Reporter’s Notebook: Back at Sundance

When the letter came inviting me to be a juror at the 2010 Sundance Film Festival, I figured there must have been some mistake. I cover arts and culture, yes, but I thought you had to be in the film world itself to sit as a juror. I called the contact on the letter, Trevor Groth, then, as now, the director of programming at Sundance, and he assured me that, yes, I was indeed being invited to join them, that they had begun to open up the jury panels to include people who don’t spend their entire lives thinking, making, writing about films. I was excited, of course, but also terrified: I’d never done anything like this. How exactly do you judge films?
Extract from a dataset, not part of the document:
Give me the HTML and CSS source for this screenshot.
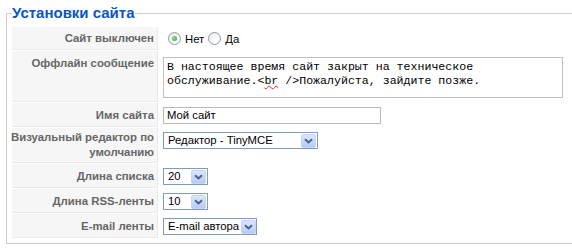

Well, it turned out to be one of the most unusual and stimulating weeks I’ve ever spent – watching films from morning (and I mean early morning) until (late) night, meeting a bunch of thoughtful and interesting people, gathering at day’s end in the bar with fellow jurors to talk about movies and life. Great experience, great memory.

Five years later, I’m back to do several stories for the NewsHour. We’ll update the state of play in independent filmmaking as video on demand takes greater hold, fewer people go to theaters, new players (Amazon, Netflix and more) get involved, and television seems to be where a lot of good action is. We’re also going to look at the latest experiments with virtual reality filmmaking in an exhibition here called New Frontiers. And I’ll be talking with several filmmakers, focusing especially on documentaries this year that tackle subjects very much in the headlines. I’ll try to write about this as we go.

For today, arrival day, I can report the differences in my new Sundance status. A juror gets royal treatment: a kind of magic pass that gets you into any film, a driver for each panel that makes it almost effortless to get to one film after another, a room in the central hotel that serves as home base for the festival. This time, I’m a mere working stiff with a press pass that only goes so far (into long lines), the town is already crowded with traffic, the hotel a good ways away. Not complaining – this is a fine assignment – just saying.